- Data segment
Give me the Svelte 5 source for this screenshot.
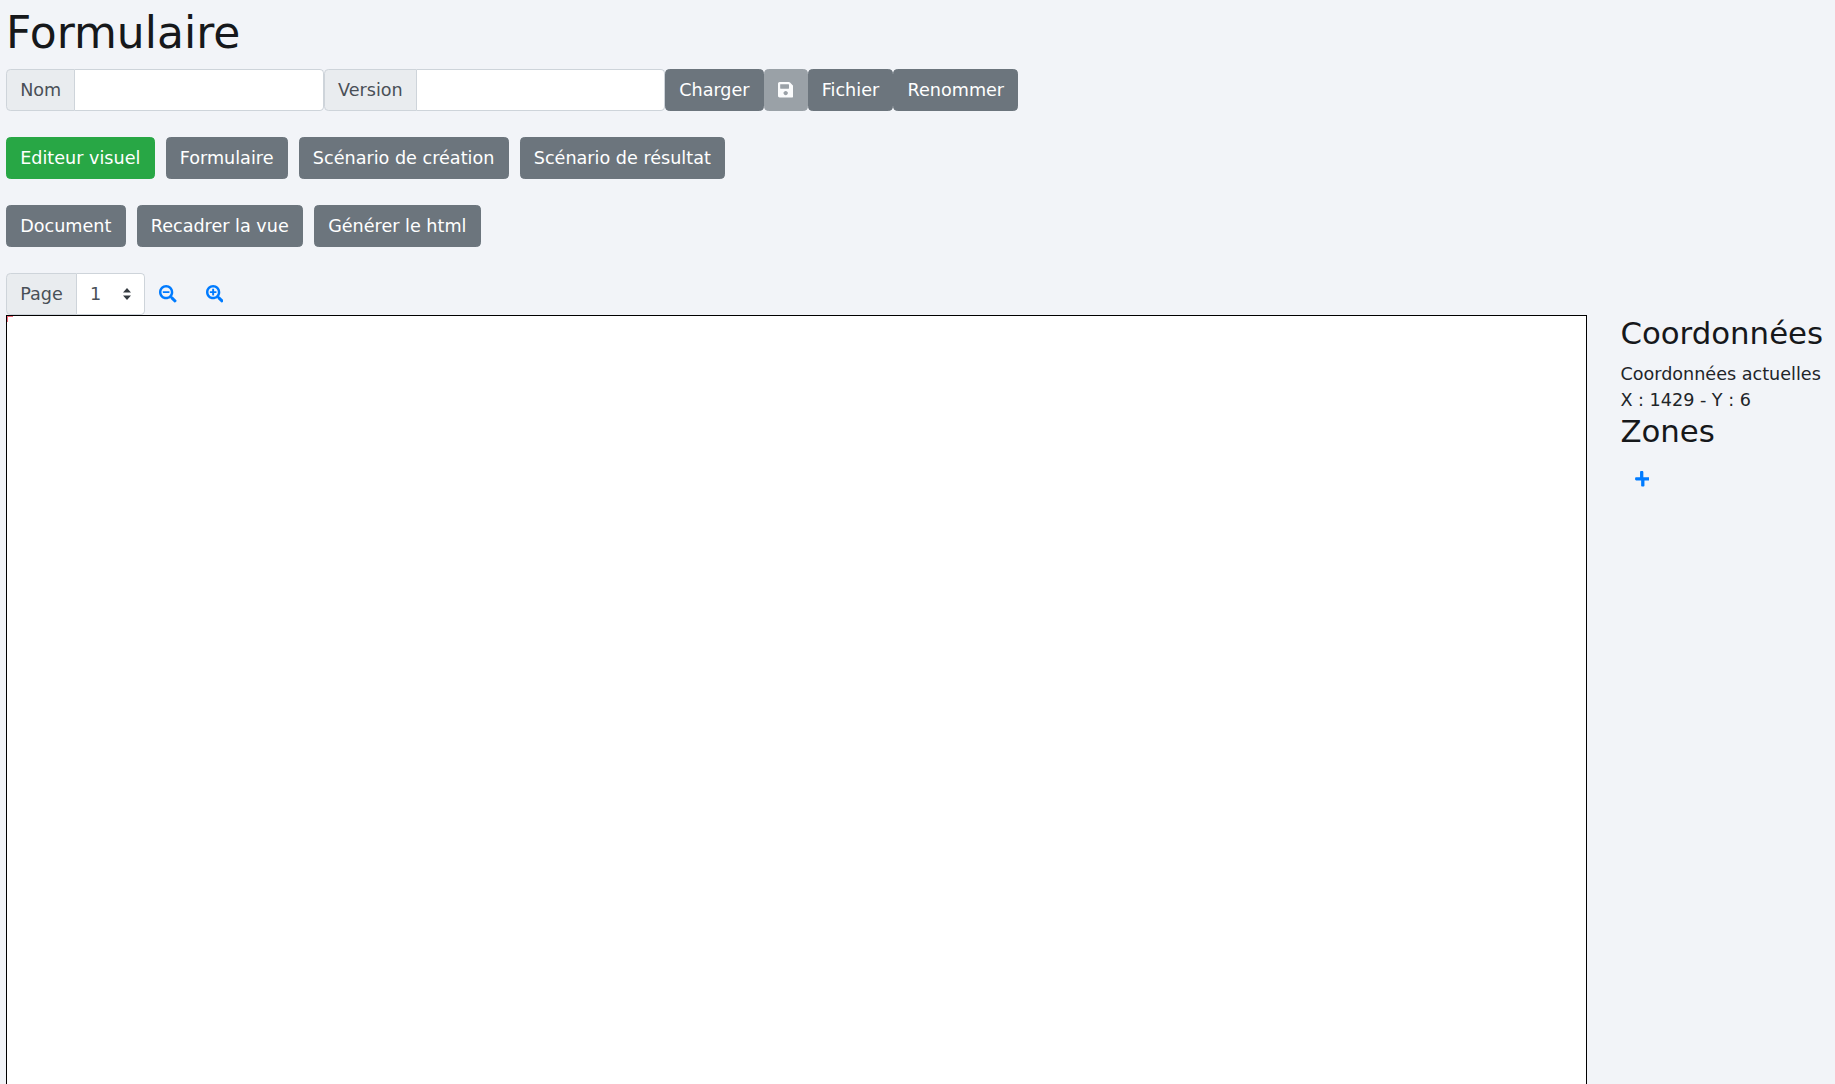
<script>
  const tabs = ['Formulaire', 'Scénario de création', 'Scénario de résultat'];
  const tools = ['Document', 'Recadrer la vue', 'Générer le html'];
  const lens = 'M505 476.7L476.7 505c-9.4 9.4-24.6 9.4-33.9 0L343 405.3c-4.5-4.5-7-10.6-7-17V372c-35.3 27.6-79.7 44-128 44C93.1 416 0 322.9 0 208S93.1 0 208 0s208 93.1 208 208c0 48.3-16.4 92.7-44 128h16.3c6.4 0 12.5 2.5 17 7l99.7 99.7c9.3 9.4 9.3 24.6 0 34zM344 208c0-75.2-60.8-136-136-136S72 132.8 72 208s60.8 136 136 136 136-60.8 136-136z';
  const minus = 'M304 192v32c0 6.6-5.4 12-12 12H124c-6.6 0-12-5.4-12-12v-32c0-6.6 5.4-12 12-12h168c6.6 0 12 5.4 12 12z';
  const plus = 'M304 192v32c0 6.6-5.4 12-12 12h-56v56c0 6.6-5.4 12-12 12h-32c-6.6 0-12-5.4-12-12v-56h-56c-6.6 0-12-5.4-12-12v-32c0-6.6 5.4-12 12-12h56v-56c0-6.6 5.4-12 12-12h32c6.6 0 12 5.4 12 12v56h56c6.6 0 12 5.4 12 12z';
</script>

<div class="page">
  <h1>Formulaire</h1>

  <div class="group top">
    <span class="addon">Nom</span>
    <input class="field" type="text" />
    <span class="addon">Version</span>
    <input class="field second" type="text" />
    <button class="btn">Charger</button>
    <button class="btn faded" aria-label="Enregistrer">
      <svg class="icon" viewBox="0 0 448 512"><path fill="currentColor" d="M433.941 129.941l-83.882-83.882A48 48 0 0 0 316.118 32H48C21.49 32 0 53.49 0 80v352c0 26.51 21.49 48 48 48h352c26.51 0 48-21.49 48-48V163.882a48 48 0 0 0-14.059-33.941zM224 416c-35.346 0-64-28.654-64-64 0-35.346 28.654-64 64-64s64 28.654 64 64c0 35.346-28.654 64-64 64zm96-304.52V212c0 6.627-5.373 12-12 12H76c-6.627 0-12-5.373-12-12V108c0-6.627 5.373-12 12-12h228.52c3.183 0 6.235 1.264 8.485 3.515l3.48 3.48A11.996 11.996 0 0 1 320 111.48z" /></svg>
    </button>
    <button class="btn">Fichier</button>
    <button class="btn">Renommer</button>
  </div>

  <div class="row">
    <button class="btn active">Editeur visuel</button>
    {#each tabs as tab}
      <button class="btn">{tab}</button>
    {/each}
  </div>

  <div class="row">
    {#each tools as tool}
      <button class="btn">{tool}</button>
    {/each}
  </div>

  <div class="group pager">
    <span class="addon">Page</span>
    <div class="select">
      <span>1</span>
      <svg class="caret" viewBox="0 0 8 12"><path fill="#343a40" d="M4 0L8 4.6H0zM4 12L0 7.4H8z" /></svg>
    </div>
    <button class="link first" aria-label="Zoom arrière">
      <svg class="zoom" viewBox="0 0 512 512"><path fill="currentColor" d={lens} /><path fill="currentColor" d={minus} /></svg>
    </button>
    <button class="link" aria-label="Zoom avant">
      <svg class="zoom" viewBox="0 0 512 512"><path fill="currentColor" d={lens} /><path fill="currentColor" d={plus} /></svg>
    </button>
  </div>

  <div class="workspace">
    <div class="canvas"><span class="origin"></span></div>
    <aside class="side">
      <h3>Coordonnées</h3>
      <div>Coordonnées actuelles</div>
      <div>X : 1429 - Y : 6</div>
      <h3 class="zones">Zones</h3>
      <button class="link add" aria-label="Ajouter une zone">
        <svg class="icon" viewBox="0 0 448 512"><path fill="currentColor" d="M416 208H272V64c0-17.67-14.33-32-32-32h-32c-17.67 0-32 14.33-32 32v144H64c-17.67 0-32 14.33-32 32v32c0 17.67 14.33 32 32 32h144v144c0 17.67 14.33 32 32 32h32c17.67 0 32-14.33 32-32V304h144c17.67 0 32-14.33 32-32v-32c0-17.67-14.33-32-32-32z" /></svg>
      </button>
    </aside>
  </div>
</div>

<style>
  :global(body) {
    margin: 0;
    height: 100vh;
    overflow: hidden;
    background: #f2f4f8;
  }

  .page {
    padding: 6.6px 6px 0;
    box-sizing: border-box;
    height: 100vh;
    overflow: hidden;
    font-family: "DejaVu Sans", sans-serif;
    font-size: 17.6px;
    line-height: 1.5;
    color: #212529;
  }

  h1 {
    margin: 0 0 9.8px;
    font-size: 44px;
    font-weight: 400;
    line-height: 1.2;
    color: #16181b;
  }

  h3 {
    margin: 0 0 8.8px;
    font-size: 30.8px;
    font-weight: 400;
    line-height: 1.2;
    color: #16181b;
  }

  .group {
    display: flex;
    align-items: stretch;
  }

  .top {
    margin-bottom: 26.4px;
  }

  .row {
    display: flex;
    gap: 11px;
    margin-bottom: 26.4px;
  }

  .addon {
    display: flex;
    align-items: center;
    padding: 6.6px 13.2px;
    background: #e9ecef;
    border: 1px solid #ced4da;
    border-radius: 4.4px 0 0 4.4px;
    color: #495057;
  }

  .field {
    box-sizing: border-box;
    width: 248.4px;
    height: 41.6px;
    padding: 6.6px 13.2px;
    background: #fff;
    border: 1px solid #ced4da;
    border-left: 0;
    border-radius: 0 4.4px 4.4px 0;
    outline: none;
  }

  .field.second {
    width: 248.1px;
  }

  .btn {
    padding: 6.6px 13.2px;
    font: inherit;
    color: #fff;
    background: #6c757d;
    border: 1px solid #6c757d;
    border-radius: 4.4px;
    cursor: pointer;
  }

  .btn.active {
    background: #28a745;
    border-color: #28a745;
  }

  .btn.faded {
    opacity: 0.65;
  }

  .icon {
    display: block;
    width: 15.4px;
    height: 17.6px;
  }

  .select {
    box-sizing: border-box;
    display: flex;
    align-items: center;
    justify-content: space-between;
    width: 68px;
    height: 41.6px;
    padding: 0 13px;
    background: #fff;
    border: 1px solid #ced4da;
    border-left: 0;
    border-radius: 0 4.4px 4.4px 0;
    color: #495057;
  }

  .caret {
    width: 8px;
    height: 12px;
  }

  .link {
    padding: 6.6px 13.2px;
    background: none;
    border: 1px solid transparent;
    color: #007bff;
    cursor: pointer;
  }

  .link.first {
    margin-right: 0.5px;
  }

  .zoom {
    display: block;
    width: 17.6px;
    height: 17.6px;
  }

  .workspace {
    display: flex;
    gap: 33.4px;
    align-items: flex-start;
  }

  .canvas {
    position: relative;
    box-sizing: border-box;
    flex: none;
    width: 1581px;
    height: 1000px;
    background: #fff;
    border: 1px solid #000;
  }

  .origin {
    position: absolute;
    top: 0;
    left: 0;
    width: 5px;
    height: 5px;
    border-top: 1px solid #f06a7a;
    border-left: 1px solid #f06a7a;
  }

  .side {
    white-space: nowrap;
  }

  .side h3:first-child {
    margin-bottom: 9.4px;
  }

  .zones {
    margin-top: -0.8px;
  }

  .add {
    margin-top: 3.8px;
    margin-left: -0.5px;
  }
</style>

- Goal of the exercise
Transcribe the material exactly, leaving every picture out.

- Exercise response
Give me the Svelte 5 source for this screenshot.
<script>
  const tabs = ['Formulaire', 'Scénario de création', 'Scénario de résultat'];
  const tools = ['Document', 'Recadrer la vue', 'Générer le html'];
  const lens = 'M505 476.7L476.7 505c-9.4 9.4-24.6 9.4-33.9 0L343 405.3c-4.5-4.5-7-10.6-7-17V372c-35.3 27.6-79.7 44-128 44C93.1 416 0 322.9 0 208S93.1 0 208 0s208 93.1 208 208c0 48.3-16.4 92.7-44 128h16.3c6.4 0 12.5 2.5 17 7l99.7 99.7c9.3 9.4 9.3 24.6 0 34zM344 208c0-75.2-60.8-136-136-136S72 132.8 72 208s60.8 136 136 136 136-60.8 136-136z';
  const minus = 'M304 192v32c0 6.6-5.4 12-12 12H124c-6.6 0-12-5.4-12-12v-32c0-6.6 5.4-12 12-12h168c6.6 0 12 5.4 12 12z';
  const plus = 'M304 192v32c0 6.6-5.4 12-12 12h-56v56c0 6.6-5.4 12-12 12h-32c-6.6 0-12-5.4-12-12v-56h-56c-6.6 0-12-5.4-12-12v-32c0-6.6 5.4-12 12-12h56v-56c0-6.6 5.4-12 12-12h32c6.6 0 12 5.4 12 12v56h56c6.6 0 12 5.4 12 12z';
</script>

<div class="page">
  <h1>Formulaire</h1>

  <div class="group top">
    <span class="addon">Nom</span>
    <input class="field" type="text" />
    <span class="addon">Version</span>
    <input class="field second" type="text" />
    <button class="btn">Charger</button>
    <button class="btn faded" aria-label="Enregistrer">
      <svg class="icon" viewBox="0 0 448 512"><path fill="currentColor" d="M433.941 129.941l-83.882-83.882A48 48 0 0 0 316.118 32H48C21.49 32 0 53.49 0 80v352c0 26.51 21.49 48 48 48h352c26.51 0 48-21.49 48-48V163.882a48 48 0 0 0-14.059-33.941zM224 416c-35.346 0-64-28.654-64-64 0-35.346 28.654-64 64-64s64 28.654 64 64c0 35.346-28.654 64-64 64zm96-304.52V212c0 6.627-5.373 12-12 12H76c-6.627 0-12-5.373-12-12V108c0-6.627 5.373-12 12-12h228.52c3.183 0 6.235 1.264 8.485 3.515l3.48 3.48A11.996 11.996 0 0 1 320 111.48z" /></svg>
    </button>
    <button class="btn">Fichier</button>
    <button class="btn">Renommer</button>
  </div>

  <div class="row">
    <button class="btn active">Editeur visuel</button>
    {#each tabs as tab}
      <button class="btn">{tab}</button>
    {/each}
  </div>

  <div class="row">
    {#each tools as tool}
      <button class="btn">{tool}</button>
    {/each}
  </div>

  <div class="group pager">
    <span class="addon">Page</span>
    <div class="select">
      <span>1</span>
      <svg class="caret" viewBox="0 0 8 12"><path fill="#343a40" d="M4 0L8 4.6H0zM4 12L0 7.4H8z" /></svg>
    </div>
    <button class="link first" aria-label="Zoom arrière">
      <svg class="zoom" viewBox="0 0 512 512"><path fill="currentColor" d={lens} /><path fill="currentColor" d={minus} /></svg>
    </button>
    <button class="link" aria-label="Zoom avant">
      <svg class="zoom" viewBox="0 0 512 512"><path fill="currentColor" d={lens} /><path fill="currentColor" d={plus} /></svg>
    </button>
  </div>

  <div class="workspace">
    <div class="canvas"><span class="origin"></span></div>
    <aside class="side">
      <h3>Coordonnées</h3>
      <div>Coordonnées actuelles</div>
      <div>X : 1429 - Y : 6</div>
      <h3 class="zones">Zones</h3>
      <button class="link add" aria-label="Ajouter une zone">
        <svg class="icon" viewBox="0 0 448 512"><path fill="currentColor" d="M416 208H272V64c0-17.67-14.33-32-32-32h-32c-17.67 0-32 14.33-32 32v144H64c-17.67 0-32 14.33-32 32v32c0 17.67 14.33 32 32 32h144v144c0 17.67 14.33 32 32 32h32c17.67 0 32-14.33 32-32V304h144c17.67 0 32-14.33 32-32v-32c0-17.67-14.33-32-32-32z" /></svg>
      </button>
    </aside>
  </div>
</div>

<style>
  :global(body) {
    margin: 0;
    height: 100vh;
    overflow: hidden;
    background: #f2f4f8;
  }

  .page {
    padding: 6.6px 6px 0;
    box-sizing: border-box;
    height: 100vh;
    overflow: hidden;
    font-family: "DejaVu Sans", sans-serif;
    font-size: 17.6px;
    line-height: 1.5;
    color: #212529;
  }

  h1 {
    margin: 0 0 9.8px;
    font-size: 44px;
    font-weight: 400;
    line-height: 1.2;
    color: #16181b;
  }

  h3 {
    margin: 0 0 8.8px;
    font-size: 30.8px;
    font-weight: 400;
    line-height: 1.2;
    color: #16181b;
  }

  .group {
    display: flex;
    align-items: stretch;
  }

  .top {
    margin-bottom: 26.4px;
  }

  .row {
    display: flex;
    gap: 11px;
    margin-bottom: 26.4px;
  }

  .addon {
    display: flex;
    align-items: center;
    padding: 6.6px 13.2px;
    background: #e9ecef;
    border: 1px solid #ced4da;
    border-radius: 4.4px 0 0 4.4px;
    color: #495057;
  }

  .field {
    box-sizing: border-box;
    width: 248.4px;
    height: 41.6px;
    padding: 6.6px 13.2px;
    background: #fff;
    border: 1px solid #ced4da;
    border-left: 0;
    border-radius: 0 4.4px 4.4px 0;
    outline: none;
  }

  .field.second {
    width: 248.1px;
  }

  .btn {
    padding: 6.6px 13.2px;
    font: inherit;
    color: #fff;
    background: #6c757d;
    border: 1px solid #6c757d;
    border-radius: 4.4px;
    cursor: pointer;
  }

  .btn.active {
    background: #28a745;
    border-color: #28a745;
  }

  .btn.faded {
    opacity: 0.65;
  }

  .icon {
    display: block;
    width: 15.4px;
    height: 17.6px;
  }

  .select {
    box-sizing: border-box;
    display: flex;
    align-items: center;
    justify-content: space-between;
    width: 68px;
    height: 41.6px;
    padding: 0 13px;
    background: #fff;
    border: 1px solid #ced4da;
    border-left: 0;
    border-radius: 0 4.4px 4.4px 0;
    color: #495057;
  }

  .caret {
    width: 8px;
    height: 12px;
  }

  .link {
    padding: 6.6px 13.2px;
    background: none;
    border: 1px solid transparent;
    color: #007bff;
    cursor: pointer;
  }

  .link.first {
    margin-right: 0.5px;
  }

  .zoom {
    display: block;
    width: 17.6px;
    height: 17.6px;
  }

  .workspace {
    display: flex;
    gap: 33.4px;
    align-items: flex-start;
  }

  .canvas {
    position: relative;
    box-sizing: border-box;
    flex: none;
    width: 1581px;
    height: 1000px;
    background: #fff;
    border: 1px solid #000;
  }

  .origin {
    position: absolute;
    top: 0;
    left: 0;
    width: 5px;
    height: 5px;
    border-top: 1px solid #f06a7a;
    border-left: 1px solid #f06a7a;
  }

  .side {
    white-space: nowrap;
  }

  .side h3:first-child {
    margin-bottom: 9.4px;
  }

  .zones {
    margin-top: -0.8px;
  }

  .add {
    margin-top: 3.8px;
    margin-left: -0.5px;
  }
</style>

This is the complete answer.